Obviously, getting a little experience and a degree is not going to land you any sort of Controller or CFO job out the door. Much like everything else, you gotta pay those dues. And they seem extremely expensive. But it can be absolutely worth it. Look for positions that encompass more that bookkeeping or accounting at first. In my experience (and mine alone so don’t take this as an end all, be all) those types of jobs are the easiest to slip into to get that bookkeeping experience.


For instance, an office clerk might have to answer calls, direct people to where they want to go, and take care of paying bills. May not sound like any bookkeeping or accounting in there, but that may be your path to getting Accounts Payable (AP) experience. AP is much like paying your personal bills in life. It is just usually on a bigger scale than your personal life.

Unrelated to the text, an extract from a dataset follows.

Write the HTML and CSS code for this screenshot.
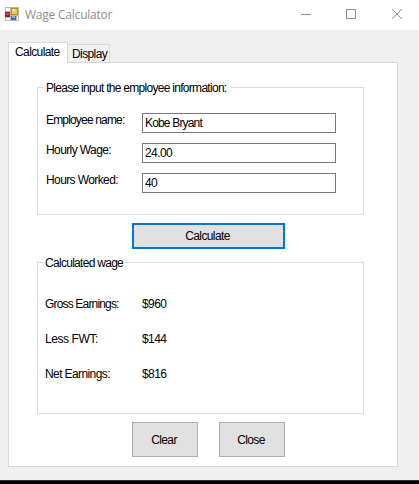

You may just write out the checks or initiate ACH payments for the company, but that means you would also have to pay attention to the bank balance, cash available, and items that can be paid each payment run. If you are granted access to the accounting software, this may also include categorizing payments in the books. This is where you learn cash vs. accrual accounting (more on that in another post) and how vital it is to get the dates and account codes right, among other things. The vendor, the amount, the invoice number being paid, etc. Everything needs to be spit shined and polished with complete accuracy.


But even starting out with paying simple bills for a company can open doors. And once you’ve proven yourself, ask for more bookkeeping responsibility. Try to soak up all you can. And pay attention to the bookkeeping jobs becoming available that might only need someone for AP once you get some of that beginning experience. It is amazing how quickly one duty from one job can lead into another duty for another job. And by the time you know it, it’ll be 12 years that you’ve been a bookkeeper, accountant, or even CFO!